Geleceğe bırakabileceğimiz en değerli miras, yeşil bir dünyadır. Bugün diktiğimiz her fidan, yarının çocuklarına gölgelik olacak; bugün koruduğumuz her nehir, yarın susuzluğu önleyecektir. Doğayı korumak, sadece bugünü değil; yüzlerce yıl sonrasını da düşünmek demektir. Sürdürülebilir bir yaşam için eğitimden şehir planlamasına, sanayiden tarıma kadar her alanda doğa dostu politikalar uygulanmalıdır.

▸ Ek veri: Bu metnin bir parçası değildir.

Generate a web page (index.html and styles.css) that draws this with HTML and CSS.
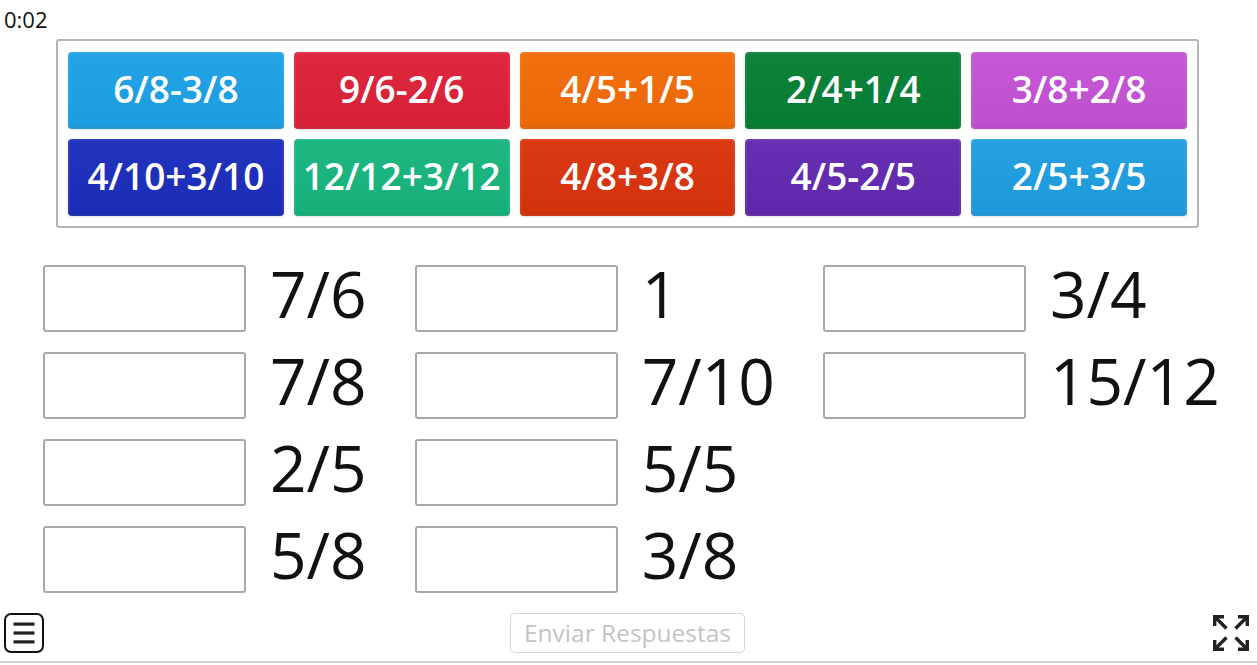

Çocuklara küçük yaşta çevre bilinci aşılamak, geri dönüşüm alışkanlıkları kazandırmak ve doğa sevgisini öğretmek, geleceğin teminatıdır. Yeşil Vatan bilincini topluma yaymak, bir çevrecilik hareketinden öte, bir milli görevdir. Çünkü doğa olmazsa yaşam da olmaz. Ve ancak doğasına sahip çıkan bir toplum, gerçek anlamda vatanına sahip çıkmış olur.